BRIEF
Reproduce the listing below word for word, with no pictures.

⁂

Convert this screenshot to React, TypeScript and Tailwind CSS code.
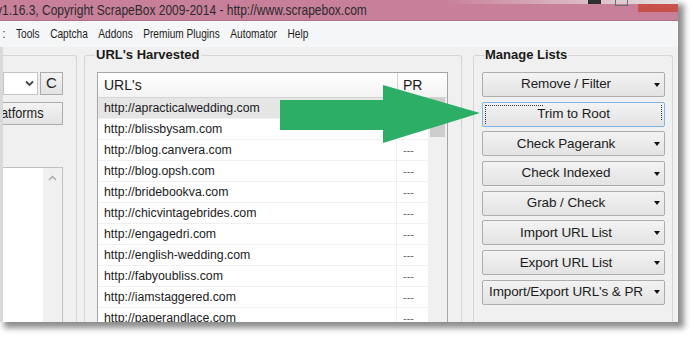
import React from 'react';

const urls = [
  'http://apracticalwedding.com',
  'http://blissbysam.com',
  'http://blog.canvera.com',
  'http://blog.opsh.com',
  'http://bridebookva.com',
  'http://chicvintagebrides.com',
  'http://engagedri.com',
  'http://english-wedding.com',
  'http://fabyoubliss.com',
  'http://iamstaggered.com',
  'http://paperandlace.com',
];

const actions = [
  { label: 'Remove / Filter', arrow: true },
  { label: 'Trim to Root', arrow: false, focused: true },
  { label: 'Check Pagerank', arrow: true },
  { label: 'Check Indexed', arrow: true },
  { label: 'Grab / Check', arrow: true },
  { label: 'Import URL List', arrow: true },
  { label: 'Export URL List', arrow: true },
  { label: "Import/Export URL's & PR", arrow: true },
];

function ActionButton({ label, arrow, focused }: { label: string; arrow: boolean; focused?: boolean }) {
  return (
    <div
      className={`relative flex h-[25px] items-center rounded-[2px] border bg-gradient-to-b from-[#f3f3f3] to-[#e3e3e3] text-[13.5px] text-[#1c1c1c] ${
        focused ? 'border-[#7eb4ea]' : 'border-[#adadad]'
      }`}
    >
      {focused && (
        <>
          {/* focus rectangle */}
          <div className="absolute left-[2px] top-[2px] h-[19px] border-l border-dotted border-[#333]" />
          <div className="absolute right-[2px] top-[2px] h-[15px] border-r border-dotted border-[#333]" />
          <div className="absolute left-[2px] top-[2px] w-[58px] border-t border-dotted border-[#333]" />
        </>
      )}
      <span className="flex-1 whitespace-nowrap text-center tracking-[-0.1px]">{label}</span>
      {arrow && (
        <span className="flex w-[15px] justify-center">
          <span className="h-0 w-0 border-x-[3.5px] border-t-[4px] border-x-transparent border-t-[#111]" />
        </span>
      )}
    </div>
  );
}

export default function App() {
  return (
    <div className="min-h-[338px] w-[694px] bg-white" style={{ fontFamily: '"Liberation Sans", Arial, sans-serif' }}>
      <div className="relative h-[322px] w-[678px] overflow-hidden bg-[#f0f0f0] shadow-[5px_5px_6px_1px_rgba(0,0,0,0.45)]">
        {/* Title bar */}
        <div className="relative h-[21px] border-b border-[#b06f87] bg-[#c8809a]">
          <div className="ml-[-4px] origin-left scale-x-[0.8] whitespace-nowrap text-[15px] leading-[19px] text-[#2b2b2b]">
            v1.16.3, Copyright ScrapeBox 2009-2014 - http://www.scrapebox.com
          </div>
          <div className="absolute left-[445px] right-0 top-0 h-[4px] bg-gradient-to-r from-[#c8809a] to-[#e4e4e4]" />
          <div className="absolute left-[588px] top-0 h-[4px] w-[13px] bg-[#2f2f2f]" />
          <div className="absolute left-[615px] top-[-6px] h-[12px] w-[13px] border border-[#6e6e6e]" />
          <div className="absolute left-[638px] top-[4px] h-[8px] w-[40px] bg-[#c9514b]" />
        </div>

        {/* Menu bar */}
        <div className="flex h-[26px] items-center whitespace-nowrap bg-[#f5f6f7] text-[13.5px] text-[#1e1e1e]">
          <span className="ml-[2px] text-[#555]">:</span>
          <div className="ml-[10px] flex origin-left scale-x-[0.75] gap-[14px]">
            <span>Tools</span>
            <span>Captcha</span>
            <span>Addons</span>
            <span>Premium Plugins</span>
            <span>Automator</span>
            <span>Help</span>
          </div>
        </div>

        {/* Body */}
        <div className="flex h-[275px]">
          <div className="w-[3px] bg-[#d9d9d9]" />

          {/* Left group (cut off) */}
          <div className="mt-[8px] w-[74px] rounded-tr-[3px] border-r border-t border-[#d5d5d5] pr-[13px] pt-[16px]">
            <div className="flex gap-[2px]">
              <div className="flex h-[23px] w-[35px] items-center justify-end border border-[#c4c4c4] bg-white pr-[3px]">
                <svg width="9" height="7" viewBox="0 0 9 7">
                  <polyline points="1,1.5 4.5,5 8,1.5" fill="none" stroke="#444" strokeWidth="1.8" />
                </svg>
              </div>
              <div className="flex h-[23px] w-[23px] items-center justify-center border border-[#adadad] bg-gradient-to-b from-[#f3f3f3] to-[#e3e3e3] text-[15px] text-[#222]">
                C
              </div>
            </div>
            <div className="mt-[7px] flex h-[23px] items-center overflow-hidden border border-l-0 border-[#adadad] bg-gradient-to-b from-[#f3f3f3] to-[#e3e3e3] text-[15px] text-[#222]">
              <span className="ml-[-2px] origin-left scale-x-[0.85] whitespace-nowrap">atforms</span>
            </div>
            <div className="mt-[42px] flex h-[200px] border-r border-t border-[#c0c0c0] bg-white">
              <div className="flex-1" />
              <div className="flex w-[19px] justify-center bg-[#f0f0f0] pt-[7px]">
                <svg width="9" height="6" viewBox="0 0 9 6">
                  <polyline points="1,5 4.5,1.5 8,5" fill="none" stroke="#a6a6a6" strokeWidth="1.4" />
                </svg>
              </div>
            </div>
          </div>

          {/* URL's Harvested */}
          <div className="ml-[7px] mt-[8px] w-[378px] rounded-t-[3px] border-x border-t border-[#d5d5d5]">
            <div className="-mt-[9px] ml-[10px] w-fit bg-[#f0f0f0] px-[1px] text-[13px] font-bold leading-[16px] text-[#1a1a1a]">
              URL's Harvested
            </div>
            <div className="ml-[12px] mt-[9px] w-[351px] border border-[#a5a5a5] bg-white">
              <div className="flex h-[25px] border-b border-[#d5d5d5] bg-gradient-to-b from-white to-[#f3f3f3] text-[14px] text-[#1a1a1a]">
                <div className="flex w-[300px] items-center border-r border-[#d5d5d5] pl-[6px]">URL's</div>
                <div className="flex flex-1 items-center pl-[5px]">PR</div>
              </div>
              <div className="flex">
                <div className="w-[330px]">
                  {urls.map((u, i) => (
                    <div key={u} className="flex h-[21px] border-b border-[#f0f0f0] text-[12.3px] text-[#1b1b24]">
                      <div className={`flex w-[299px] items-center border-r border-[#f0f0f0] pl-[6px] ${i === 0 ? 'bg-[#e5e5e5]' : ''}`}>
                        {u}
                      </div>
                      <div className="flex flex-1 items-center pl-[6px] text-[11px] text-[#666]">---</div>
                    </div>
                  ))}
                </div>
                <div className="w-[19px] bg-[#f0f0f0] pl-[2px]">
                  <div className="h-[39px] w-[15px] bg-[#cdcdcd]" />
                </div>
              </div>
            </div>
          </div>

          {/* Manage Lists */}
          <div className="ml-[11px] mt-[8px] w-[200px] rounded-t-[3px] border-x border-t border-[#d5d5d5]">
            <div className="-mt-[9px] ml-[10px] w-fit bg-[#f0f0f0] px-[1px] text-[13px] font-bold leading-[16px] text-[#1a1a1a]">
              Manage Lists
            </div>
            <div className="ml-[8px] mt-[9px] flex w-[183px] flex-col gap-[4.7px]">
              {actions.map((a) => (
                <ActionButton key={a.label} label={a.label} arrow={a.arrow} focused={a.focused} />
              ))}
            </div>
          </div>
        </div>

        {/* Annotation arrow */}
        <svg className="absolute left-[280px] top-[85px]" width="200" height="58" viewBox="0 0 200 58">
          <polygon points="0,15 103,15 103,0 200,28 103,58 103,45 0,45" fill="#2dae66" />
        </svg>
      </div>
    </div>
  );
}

⁂

OUTPUT OF THE EXERCISE
Convert this screenshot to React, TypeScript and Tailwind CSS code.
import React from 'react';

const urls = [
  'http://apracticalwedding.com',
  'http://blissbysam.com',
  'http://blog.canvera.com',
  'http://blog.opsh.com',
  'http://bridebookva.com',
  'http://chicvintagebrides.com',
  'http://engagedri.com',
  'http://english-wedding.com',
  'http://fabyoubliss.com',
  'http://iamstaggered.com',
  'http://paperandlace.com',
];

const actions = [
  { label: 'Remove / Filter', arrow: true },
  { label: 'Trim to Root', arrow: false, focused: true },
  { label: 'Check Pagerank', arrow: true },
  { label: 'Check Indexed', arrow: true },
  { label: 'Grab / Check', arrow: true },
  { label: 'Import URL List', arrow: true },
  { label: 'Export URL List', arrow: true },
  { label: "Import/Export URL's & PR", arrow: true },
];

function ActionButton({ label, arrow, focused }: { label: string; arrow: boolean; focused?: boolean }) {
  return (
    <div
      className={`relative flex h-[25px] items-center rounded-[2px] border bg-gradient-to-b from-[#f3f3f3] to-[#e3e3e3] text-[13.5px] text-[#1c1c1c] ${
        focused ? 'border-[#7eb4ea]' : 'border-[#adadad]'
      }`}
    >
      {focused && (
        <>
          {/* focus rectangle */}
          <div className="absolute left-[2px] top-[2px] h-[19px] border-l border-dotted border-[#333]" />
          <div className="absolute right-[2px] top-[2px] h-[15px] border-r border-dotted border-[#333]" />
          <div className="absolute left-[2px] top-[2px] w-[58px] border-t border-dotted border-[#333]" />
        </>
      )}
      <span className="flex-1 whitespace-nowrap text-center tracking-[-0.1px]">{label}</span>
      {arrow && (
        <span className="flex w-[15px] justify-center">
          <span className="h-0 w-0 border-x-[3.5px] border-t-[4px] border-x-transparent border-t-[#111]" />
        </span>
      )}
    </div>
  );
}

export default function App() {
  return (
    <div className="min-h-[338px] w-[694px] bg-white" style={{ fontFamily: '"Liberation Sans", Arial, sans-serif' }}>
      <div className="relative h-[322px] w-[678px] overflow-hidden bg-[#f0f0f0] shadow-[5px_5px_6px_1px_rgba(0,0,0,0.45)]">
        {/* Title bar */}
        <div className="relative h-[21px] border-b border-[#b06f87] bg-[#c8809a]">
          <div className="ml-[-4px] origin-left scale-x-[0.8] whitespace-nowrap text-[15px] leading-[19px] text-[#2b2b2b]">
            v1.16.3, Copyright ScrapeBox 2009-2014 - http://www.scrapebox.com
          </div>
          <div className="absolute left-[445px] right-0 top-0 h-[4px] bg-gradient-to-r from-[#c8809a] to-[#e4e4e4]" />
          <div className="absolute left-[588px] top-0 h-[4px] w-[13px] bg-[#2f2f2f]" />
          <div className="absolute left-[615px] top-[-6px] h-[12px] w-[13px] border border-[#6e6e6e]" />
          <div className="absolute left-[638px] top-[4px] h-[8px] w-[40px] bg-[#c9514b]" />
        </div>

        {/* Menu bar */}
        <div className="flex h-[26px] items-center whitespace-nowrap bg-[#f5f6f7] text-[13.5px] text-[#1e1e1e]">
          <span className="ml-[2px] text-[#555]">:</span>
          <div className="ml-[10px] flex origin-left scale-x-[0.75] gap-[14px]">
            <span>Tools</span>
            <span>Captcha</span>
            <span>Addons</span>
            <span>Premium Plugins</span>
            <span>Automator</span>
            <span>Help</span>
          </div>
        </div>

        {/* Body */}
        <div className="flex h-[275px]">
          <div className="w-[3px] bg-[#d9d9d9]" />

          {/* Left group (cut off) */}
          <div className="mt-[8px] w-[74px] rounded-tr-[3px] border-r border-t border-[#d5d5d5] pr-[13px] pt-[16px]">
            <div className="flex gap-[2px]">
              <div className="flex h-[23px] w-[35px] items-center justify-end border border-[#c4c4c4] bg-white pr-[3px]">
                <svg width="9" height="7" viewBox="0 0 9 7">
                  <polyline points="1,1.5 4.5,5 8,1.5" fill="none" stroke="#444" strokeWidth="1.8" />
                </svg>
              </div>
              <div className="flex h-[23px] w-[23px] items-center justify-center border border-[#adadad] bg-gradient-to-b from-[#f3f3f3] to-[#e3e3e3] text-[15px] text-[#222]">
                C
              </div>
            </div>
            <div className="mt-[7px] flex h-[23px] items-center overflow-hidden border border-l-0 border-[#adadad] bg-gradient-to-b from-[#f3f3f3] to-[#e3e3e3] text-[15px] text-[#222]">
              <span className="ml-[-2px] origin-left scale-x-[0.85] whitespace-nowrap">atforms</span>
            </div>
            <div className="mt-[42px] flex h-[200px] border-r border-t border-[#c0c0c0] bg-white">
              <div className="flex-1" />
              <div className="flex w-[19px] justify-center bg-[#f0f0f0] pt-[7px]">
                <svg width="9" height="6" viewBox="0 0 9 6">
                  <polyline points="1,5 4.5,1.5 8,5" fill="none" stroke="#a6a6a6" strokeWidth="1.4" />
                </svg>
              </div>
            </div>
          </div>

          {/* URL's Harvested */}
          <div className="ml-[7px] mt-[8px] w-[378px] rounded-t-[3px] border-x border-t border-[#d5d5d5]">
            <div className="-mt-[9px] ml-[10px] w-fit bg-[#f0f0f0] px-[1px] text-[13px] font-bold leading-[16px] text-[#1a1a1a]">
              URL's Harvested
            </div>
            <div className="ml-[12px] mt-[9px] w-[351px] border border-[#a5a5a5] bg-white">
              <div className="flex h-[25px] border-b border-[#d5d5d5] bg-gradient-to-b from-white to-[#f3f3f3] text-[14px] text-[#1a1a1a]">
                <div className="flex w-[300px] items-center border-r border-[#d5d5d5] pl-[6px]">URL's</div>
                <div className="flex flex-1 items-center pl-[5px]">PR</div>
              </div>
              <div className="flex">
                <div className="w-[330px]">
                  {urls.map((u, i) => (
                    <div key={u} className="flex h-[21px] border-b border-[#f0f0f0] text-[12.3px] text-[#1b1b24]">
                      <div className={`flex w-[299px] items-center border-r border-[#f0f0f0] pl-[6px] ${i === 0 ? 'bg-[#e5e5e5]' : ''}`}>
                        {u}
                      </div>
                      <div className="flex flex-1 items-center pl-[6px] text-[11px] text-[#666]">---</div>
                    </div>
                  ))}
                </div>
                <div className="w-[19px] bg-[#f0f0f0] pl-[2px]">
                  <div className="h-[39px] w-[15px] bg-[#cdcdcd]" />
                </div>
              </div>
            </div>
          </div>

          {/* Manage Lists */}
          <div className="ml-[11px] mt-[8px] w-[200px] rounded-t-[3px] border-x border-t border-[#d5d5d5]">
            <div className="-mt-[9px] ml-[10px] w-fit bg-[#f0f0f0] px-[1px] text-[13px] font-bold leading-[16px] text-[#1a1a1a]">
              Manage Lists
            </div>
            <div className="ml-[8px] mt-[9px] flex w-[183px] flex-col gap-[4.7px]">
              {actions.map((a) => (
                <ActionButton key={a.label} label={a.label} arrow={a.arrow} focused={a.focused} />
              ))}
            </div>
          </div>
        </div>

        {/* Annotation arrow */}
        <svg className="absolute left-[280px] top-[85px]" width="200" height="58" viewBox="0 0 200 58">
          <polygon points="0,15 103,15 103,0 200,28 103,58 103,45 0,45" fill="#2dae66" />
        </svg>
      </div>
    </div>
  );
}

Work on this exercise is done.